Ten slotte heb ik in het AO toegezegd de situatie van de wadvaarders en de loodsplichtbreedtegrens van 13 meter op de Eems op korte termijn nader te bezien. Bij brief van 11 juni aan de Tweede Kamer heb ik mijn voornemen op dit punt uiteengezet. Uit informeel overleg met de rijkshavenmeester Noord-Nederland en met de Duitse autoriteiten blijkt dat het schrappen van de 13-meterbreedtegrens niet op bezwaren hoeft te stuiten. Een wijziging van het Loodsplichtbesluit is noodzakelijk om deze maatregel te effectueren.

Ter uitvoering van het voorgaande is, zo concludeer ik, een samenhangend pakket van wettelijke maatregelen nodig. Vooropgesteld dat het noodzakelijke overleg met de betrokken partijen voortvarend verloopt, streef ik ernaar een wetsvoorstel voor te bereiden dat in 2011 aan het parlement kan worden aangeboden. Mede in het licht van uw verzoek zeg ik toe de voortgang van dit proces (te weten overleg en wetsvoorbereiding) goed te zullen bewaken.

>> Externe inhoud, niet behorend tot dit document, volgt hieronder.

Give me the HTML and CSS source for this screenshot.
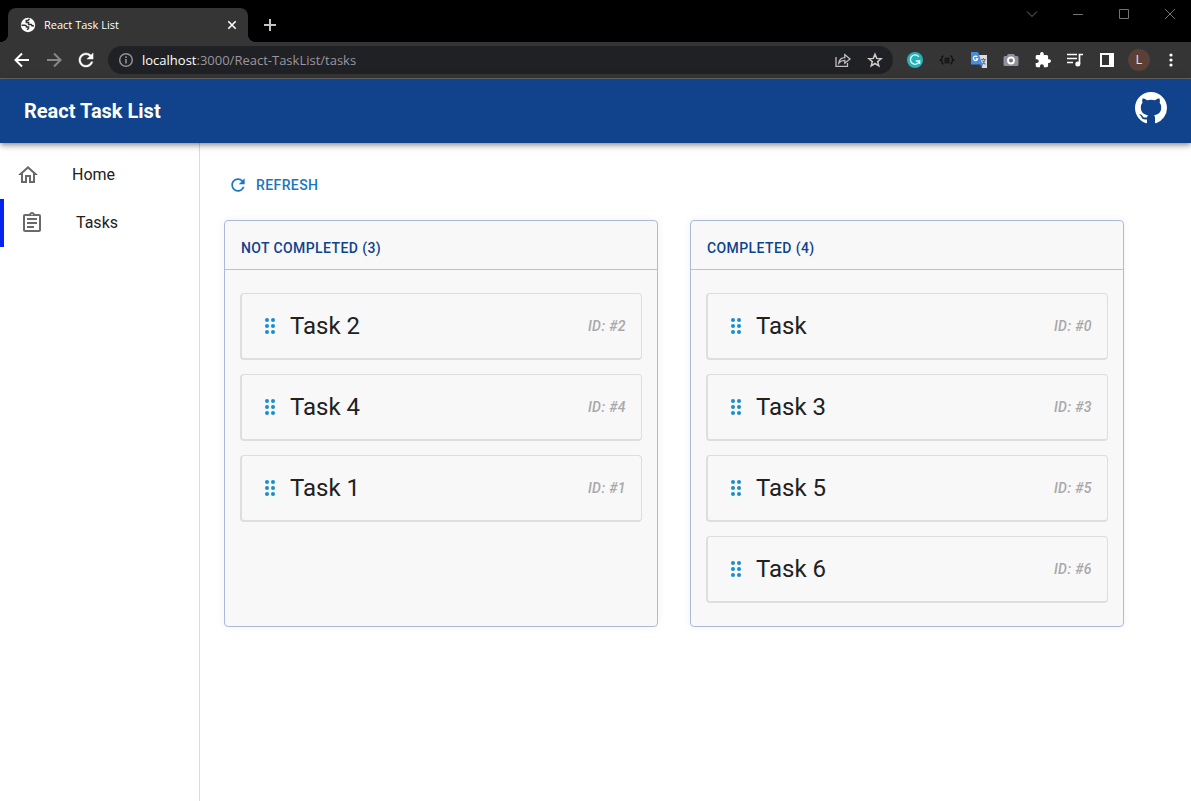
FILE: index.html
```html
<!DOCTYPE html>
<html lang="en">
<head>
<meta charset="utf-8">
<meta name="viewport" content="width=device-width, initial-scale=1">
<title>React Task List</title>
<link rel="stylesheet" href="styles.css">
</head>
<body>
<div class="window">
  <div class="tabstrip">
    <div class="tab">
      <svg class="i16" viewBox="0 0 16 16"><circle cx="8" cy="8" r="7.200" fill="#fff"/><path d="M1.500 8.300H4.800Q6.500 8.300 6.500 10H8.500V11.500L7 12.800M9.500 1.800 8 3.400H6.300V5.600H8.600V7.600H11.300L12.200 9 14 8.600" fill="none" stroke="#353535" stroke-width="1.500"/></svg>
      <span class="tab-title">React Task List</span>
      <button class="plain" aria-label="Close tab"><svg class="i16" viewBox="0 0 16 16"><path d="M4.300 4.300l7.400 7.400M11.700 4.300l-7.400 7.400" stroke="#fff" stroke-width="1.600"/></svg></button>
    </div>
    <button class="plain new-tab" aria-label="New tab"><svg class="i16" viewBox="0 0 16 16"><path d="M8 2v12M2 8h12" stroke="#c4c4c4" stroke-width="2"/></svg></button>
    <div class="controls">
      <button class="plain" aria-label="Search tabs"><svg class="i16" viewBox="0 0 16 16"><path d="M3 5.500l5 5 5-5" fill="none" stroke="#737373"/></svg></button>
      <button class="plain" aria-label="Minimize"><svg class="i16" viewBox="0 0 16 16"><path d="M3 8.500h10" stroke="#737373"/></svg></button>
      <button class="plain" aria-label="Maximize"><svg class="i16" viewBox="0 0 16 16"><path d="M3.500 3.500h9v9h-9z" fill="none" stroke="#737373"/></svg></button>
      <button class="plain" aria-label="Close"><svg class="i16" viewBox="0 0 16 16"><path d="M3 3l10 10M13 3L3 13" stroke="#737373"/></svg></button>
    </div>
  </div>

  <div class="toolbar">
    <button class="plain" aria-label="Back"><svg class="i16" viewBox="0 0 16 16"><path d="M15 8H2M8 1.500L1.500 8 8 14.500" fill="none" stroke="#fff" stroke-width="2"/></svg></button>
    <button class="plain" aria-label="Forward"><svg class="i16" viewBox="0 0 16 16"><path d="M1 8h13M8 1.500L14.500 8 8 14.500" fill="none" stroke="#8a868a" stroke-width="2"/></svg></button>
    <button class="plain" aria-label="Reload"><svg class="i16" viewBox="3 3 18 18"><path fill="#fff" stroke="#fff" stroke-width=".4" d="M17.650 6.350C16.200 4.900 14.210 4 12 4c-4.420 0-7.990 3.580-7.990 8s3.570 8 7.990 8c3.730 0 6.840-2.550 7.730-6h-2.080c-.82 2.330-3.040 4-5.650 4-3.310 0-6-2.690-6-6s2.690-6 6-6c1.660 0 3.140.69 4.220 1.780L13 11h7V4l-2.350 2.350z"/></svg></button>
    <div class="omnibox">
      <svg class="i16" viewBox="0 0 16 16"><circle cx="8" cy="8" r="6.300" fill="none" stroke="#938f98" stroke-width="1.500"/><path d="M8 7v4.500M8 4.300v1.600" stroke="#938f98" stroke-width="1.600"/></svg>
      <p class="url"><b>localhost</b>:3000/React-TaskList/tasks</p>
      <button class="plain" aria-label="Share"><svg class="i16" viewBox="0 0 16 16"><path d="M1 5v9.300h11.500V11M3.800 11c.5-3.600 2.700-5.300 6-5.400V2.600L15 7l-5.200 4.200V8.400c-2.800 0-4.500.8-6 2.600z" fill="none" stroke="#c3bfc0" stroke-width="1.300"/></svg></button>
      <button class="plain" aria-label="Bookmark"><svg class="i16" viewBox="0 0 16 16"><path d="M8 2.200l1.700 4.200 4.400.3-3.400 2.900 1.100 4.300L8 11.500l-3.800 2.400 1.100-4.300L1.900 6.700l4.400-.3z" fill="none" stroke="#d0cbcb" stroke-width="1.500"/></svg></button>
    </div>
    <div class="extensions">
      <button class="plain" aria-label="Grammar"><svg class="i16" viewBox="0 0 16 16"><circle cx="8" cy="8" r="8" fill="#24b2b8"/><path d="M11.800 4.700A4.700 4.700 0 1 0 12.600 9H8.800M12.600 9v3" fill="none" stroke="#e4f8f7" stroke-width="1.400"/></svg></button>
      <button class="plain" aria-label="JSON"><svg class="i16" viewBox="0 0 16 16"><path d="M4.500 4Q3 4 3 5.500T1.500 8Q3 8 3 10t1.500 2M11.500 4Q13 4 13 5.500T14.500 8Q13 8 13 10t-1.500 2M5.500 6.500h5M5.500 8.500h5M5.500 10.500h5" fill="none" stroke="#111" stroke-width="1.300"/></svg></button>
      <button class="plain" aria-label="Translate"><svg class="i16" viewBox="0 0 16 16"><path d="M6 3h10v13h-5z" fill="#d9dce3"/><path d="M10 7.500h5M12.500 6v1.500M14 8q-1 3-3 4.500M11.500 8.500q1 2.500 3 4" fill="none" stroke="#6f7a91" stroke-width="1.100"/><path d="M0 0h7l4.500 12.500H0z" fill="#448de0"/><path d="M8 12.500h3.500L11 16z" fill="#2f65c0"/><path d="M6.300 4.900A2.200 2.200 0 1 0 6.700 7H4.800" fill="none" stroke="#fff" stroke-width="1.300"/></svg></button>
      <button class="plain" aria-label="Screenshot"><svg class="i16" viewBox="0 0 16 16"><path d="M5 2h6l1.200 2H14q1.500 0 1.500 1.500v7Q15.500 14 14 14H2Q.5 14 .5 12.500v-7Q.5 4 2 4h1.800z" fill="#918f9c"/><circle cx="8" cy="8.500" r="3" fill="#777" stroke="#fff" stroke-width="1.800"/></svg></button>
      <button class="plain" aria-label="Extensions"><svg class="i16" viewBox="1 1 22 22"><path fill="#fff" d="M20.500 11H19V7c0-1.100-.9-2-2-2h-4V3.500a2.500 2.500 0 0 0-5 0V5H4c-1.100 0-2 .9-2 2v3.800h1.500a2.700 2.700 0 0 1 0 5.400H2V20c0 1.100.9 2 2 2h3.800v-1.500a2.700 2.700 0 0 1 5.400 0V22H17c1.100 0 2-.9 2-2v-4h1.500a2.500 2.500 0 0 0 0-5z"/></svg></button>
      <button class="plain" aria-label="Media"><svg class="i16" viewBox="0 0 16 16"><path d="M0 2.500h10M0 6.500h10M0 10.500h6M12.500 12V2.500H16" fill="none" stroke="#fff" stroke-width="1.700"/><circle cx="10.800" cy="12" r="2.500" fill="#fff"/></svg></button>
      <button class="plain" aria-label="Side panel"><svg class="i16" viewBox="0 0 16 16"><path fill="#fff" fill-rule="evenodd" d="M1 1h14v14H1zM3 3v10h7V3z"/></svg></button>
      <button class="avatar" aria-label="Profile L">L</button>
      <button class="plain" aria-label="Menu"><svg class="i16" viewBox="0 0 16 16" fill="#fff"><circle cx="8" cy="3" r="1.600"/><circle cx="8" cy="8" r="1.600"/><circle cx="8" cy="13" r="1.600"/></svg></button>
    </div>
  </div>

  <header class="appbar">
    <h1>React Task List</h1>
    <a class="github" href="#" aria-label="GitHub"><svg viewBox="0 0 16 16"><path fill="#fff" d="M8 0C3.580 0 0 3.580 0 8c0 3.540 2.290 6.530 5.470 7.590.4.07.55-.17.55-.38 0-.19-.01-.82-.01-1.490-2.010.37-2.530-.49-2.690-.94-.09-.23-.48-.94-.82-1.130-.28-.15-.68-.52-.01-.53.63-.01 1.080.58 1.230.82.72 1.210 1.870.87 2.330.66.07-.52.28-.87.51-1.070-1.780-.2-3.640-.89-3.640-3.950 0-.87.31-1.590.82-2.150-.08-.2-.36-1.020.08-2.120 0 0 .67-.21 2.200.82.64-.18 1.320-.27 2-.27s1.360.09 2 .27c1.530-1.040 2.200-.82 2.200-.82.44 1.100.16 1.920.08 2.120.51.56.82 1.270.82 2.150 0 3.070-1.870 3.750-3.650 3.950.29.25.54.73.54 1.480 0 1.070-.01 1.930-.01 2.200 0 .21.15.46.55.38A8.013 8.013 0 0 0 16 8c0-4.420-3.580-8-8-8z"/></svg></a>
  </header>

  <div class="body">
    <nav class="sidebar">
      <a class="nav-item" href="#"><svg class="i24" viewBox="0 0 24 24"><path fill="#6b696d" d="M12 5.690l5 4.500V18h-2v-6H9v6H7v-7.810l5-4.500M12 3L2 12h3v8h6v-6h2v6h6v-8h3z"/></svg>Home</a>
      <a class="nav-item active" href="#" aria-current="page"><svg class="i24" viewBox="0 0 24 24"><path fill="#6b696d" d="M7 15h7v2H7zm0-4h10v2H7zm0-4h10v2H7zm12-4h-4.180C14.400 1.840 13.300 1 12 1s-2.400.84-2.820 2H5c-1.100 0-2 .9-2 2v14c0 1.100.9 2 2 2h14c1.100 0 2-.9 2-2V5c0-1.100-.9-2-2-2zm-7-.25c.41 0 .75.34.75.75s-.34.75-.75.75-.75-.34-.75-.75.34-.75.75-.75zM19 19H5V5h14v14z"/></svg>Tasks</a>
    </nav>
    <main class="content">
      <button class="refresh"><svg class="i20" viewBox="0 0 24 24"><path fill="#1976c0" d="M17.650 6.350C16.200 4.900 14.210 4 12 4c-4.420 0-7.990 3.580-7.990 8s3.570 8 7.990 8c3.730 0 6.840-2.550 7.730-6h-2.080c-.82 2.330-3.040 4-5.650 4-3.310 0-6-2.690-6-6s2.690-6 6-6c1.660 0 3.140.69 4.220 1.780L13 11h7V4l-2.350 2.350z"/></svg>REFRESH</button>
      <svg width="0" height="0" class="defs"><symbol id="grip" viewBox="0 0 24 24"><g fill="#188fca"><circle cx="9" cy="6" r="2"/><circle cx="15" cy="6" r="2"/><circle cx="9" cy="12" r="2"/><circle cx="15" cy="12" r="2"/><circle cx="9" cy="18" r="2"/><circle cx="15" cy="18" r="2"/></g></symbol></svg>
      <div class="board">
        <section class="column">
          <h2>NOT COMPLETED (3)</h2>
          <ul class="cards">
            <li class="card"><svg class="i24"><use href="#grip"/></svg><span class="name">Task 2</span><span class="id">ID: #2</span></li>
            <li class="card"><svg class="i24"><use href="#grip"/></svg><span class="name">Task 4</span><span class="id">ID: #4</span></li>
            <li class="card"><svg class="i24"><use href="#grip"/></svg><span class="name">Task 1</span><span class="id">ID: #1</span></li>
          </ul>
        </section>
        <section class="column">
          <h2>COMPLETED (4)</h2>
          <ul class="cards">
            <li class="card"><svg class="i24"><use href="#grip"/></svg><span class="name">Task</span><span class="id">ID: #0</span></li>
            <li class="card"><svg class="i24"><use href="#grip"/></svg><span class="name">Task 3</span><span class="id">ID: #3</span></li>
            <li class="card"><svg class="i24"><use href="#grip"/></svg><span class="name">Task 5</span><span class="id">ID: #5</span></li>
            <li class="card"><svg class="i24"><use href="#grip"/></svg><span class="name">Task 6</span><span class="id">ID: #6</span></li>
          </ul>
        </section>
      </div>
    </main>
  </div>
</div>
</body>
</html>
```

FILE: styles.css
```css
* { box-sizing: border-box; }

body {
  margin: 0;
  background: #fff;
  color: #212121;
  font-family: Roboto, "Liberation Sans", sans-serif;
  font-size: 16px;
}

h1, h2, p, ul { margin: 0; padding: 0; }
ul { list-style: none; }
a { color: inherit; text-decoration: none; }
button { font: inherit; border: 0; background: none; padding: 0; }
svg { display: block; flex: none; }

.window { display: flex; flex-direction: column; min-height: 100vh; }
.plain { display: flex; flex: none; }
.i16 { width: 16px; height: 16px; }
.i20 { width: 20px; height: 20px; }
.i24 { width: 24px; height: 24px; }
.defs { position: absolute; }

/* Browser frame */
.tabstrip {
  display: flex;
  align-items: flex-start;
  padding: 8px 13px 0 8px;
  background: #000;
}
.tab {
  position: relative;
  display: flex;
  align-items: center;
  gap: 8px;
  width: 240px;
  height: 34px;
  padding: 0 8px 0 12px;
  border-radius: 8px 8px 0 0;
  background: #353535;
  color: #fff;
  font: 11px/16px "Open Sans", "Noto Sans", sans-serif;
}
.tab::before, .tab::after {
  content: "";
  position: absolute;
  bottom: 0;
  width: 8px;
  height: 8px;
}
.tab::before { right: 100%; background: radial-gradient(circle at 0 0, #000 8px, #353535 8px); }
.tab::after { left: 100%; background: radial-gradient(circle at 100% 0, #000 8px, #353535 8px); }
.tab-title { flex: 1; }
.new-tab { margin: 9px 0 0 14px; }
.controls { display: flex; gap: 30px; margin-top: -2px; margin-left: auto; }

.toolbar {
  display: flex;
  align-items: center;
  gap: 16px;
  height: 37px;
  padding: 0 12px 0 14px;
  border-bottom: 1px solid #656565;
  background: #353535;
}
.omnibox {
  display: flex;
  flex: 1;
  align-items: center;
  gap: 16px;
  height: 28px;
  margin-left: -2px;
  padding: 0 10px;
  border-radius: 14px;
  background: #202125;
}
.url {
  flex: 1;
  margin-left: -8px;
  color: #9a969e;
  font: 13px/20px "Open Sans", "Noto Sans", sans-serif;
}
.url b { color: #fff; font-weight: 400; }
.extensions { display: flex; align-items: center; gap: 16px; margin-left: -2px; }
.avatar {
  width: 22px;
  height: 22px;
  margin: 0 -3px;
  border-radius: 50%;
  background: #5b4037;
  color: #e6dfdf;
  font-size: 12px;
  line-height: 22px;
  text-align: center;
}

/* Application */
.appbar {
  position: relative;
  display: flex;
  align-items: center;
  justify-content: space-between;
  height: 64px;
  padding: 0 24px;
  background: #11438c;
  color: #fff;
  box-shadow: 0 2px 4px -1px rgba(0, 0, 0, .3), 0 4px 5px rgba(0, 0, 0, .14), 0 1px 10px rgba(0, 0, 0, .12);
}
.appbar h1 { font-size: 20px; font-weight: 700; line-height: 32px; }
.github { padding-bottom: 6px; }
.github svg { width: 32px; height: 32px; }

.body { display: flex; flex: 1; }
.sidebar {
  flex: none;
  width: 200px;
  padding-top: 8px;
  border-right: 1px solid #dcdcdc;
}
.nav-item {
  display: flex;
  align-items: center;
  gap: 32px;
  height: 48px;
  padding: 0 16px;
  line-height: 24px;
}
.active { border-left: 4px solid #0223f0; }

.content { flex: 1; min-width: 0; padding: 24px; }
.refresh {
  display: flex;
  align-items: center;
  gap: 8px;
  height: 36px;
  padding: 0 4px;
  color: #1976c0;
  font-size: 14px;
  font-weight: 500;
  letter-spacing: .02857em;
}
.board {
  display: grid;
  grid-template-columns: 1fr 1fr;
  gap: 32px;
  max-width: 900px;
  margin-top: 17px;
}
.column {
  border: 1px solid #adbbd8;
  border-radius: 4px;
  background: #f8f8f8;
  box-shadow: 0 0 8px rgba(0, 0, 0, .06);
}
.column h2 {
  padding: 15px 16px 9px;
  border-bottom: 1px solid #bfc2c9;
  color: #11438c;
  font-size: 14px;
  font-weight: 500;
  line-height: 24px;
  letter-spacing: .02857em;
}
.cards {
  display: flex;
  flex-direction: column;
  gap: 14px;
  padding: 23px 15px;
}
.card {
  display: flex;
  align-items: center;
  height: 67px;
  padding: 0 15px 0 16px;
  border: solid #dedede;
  border-width: 1px 1px 2px 2px;
  border-radius: 4px;
}
.name { flex: 1; margin-left: 8px; font-size: 24px; line-height: 32px; }
.id {
  color: #a8a8a8;
  font-size: 14px;
  font-style: italic;
  font-weight: 500;
  line-height: 20px;
  letter-spacing: .02857em;
}
```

De minister van Verkeer en Waterstaat,

C. M. P. S. Eurlings


XNoot
1

Samenstelling:

Schuurman (CU), Van den Berg (SGP), Dupuis (VVD), Linthorst (PvdA), Meindertsma (PvdA), Eigeman (PvdA), Slagter-Roukema (SP), Staal (D66), voorzitter, Thissen (GL), Hendrikx (CDA), Janse de Jonge (CDA), De Vries-Leggedoor (CDA), Asscher (VVD), Hofstra (VVD), Huijbregts-Schiedon (VVD), Haubrich-Gooskens (PvdA), Slager (SP), Smaling (SP), Vliegenthart (SP) vicevoorzitter, De Boer (CU), Laurier (GL), Koffeman (PvdD), Yildirim (Fractie-Yildirim), Benedictus (CDA) en Tiesinga (CDA).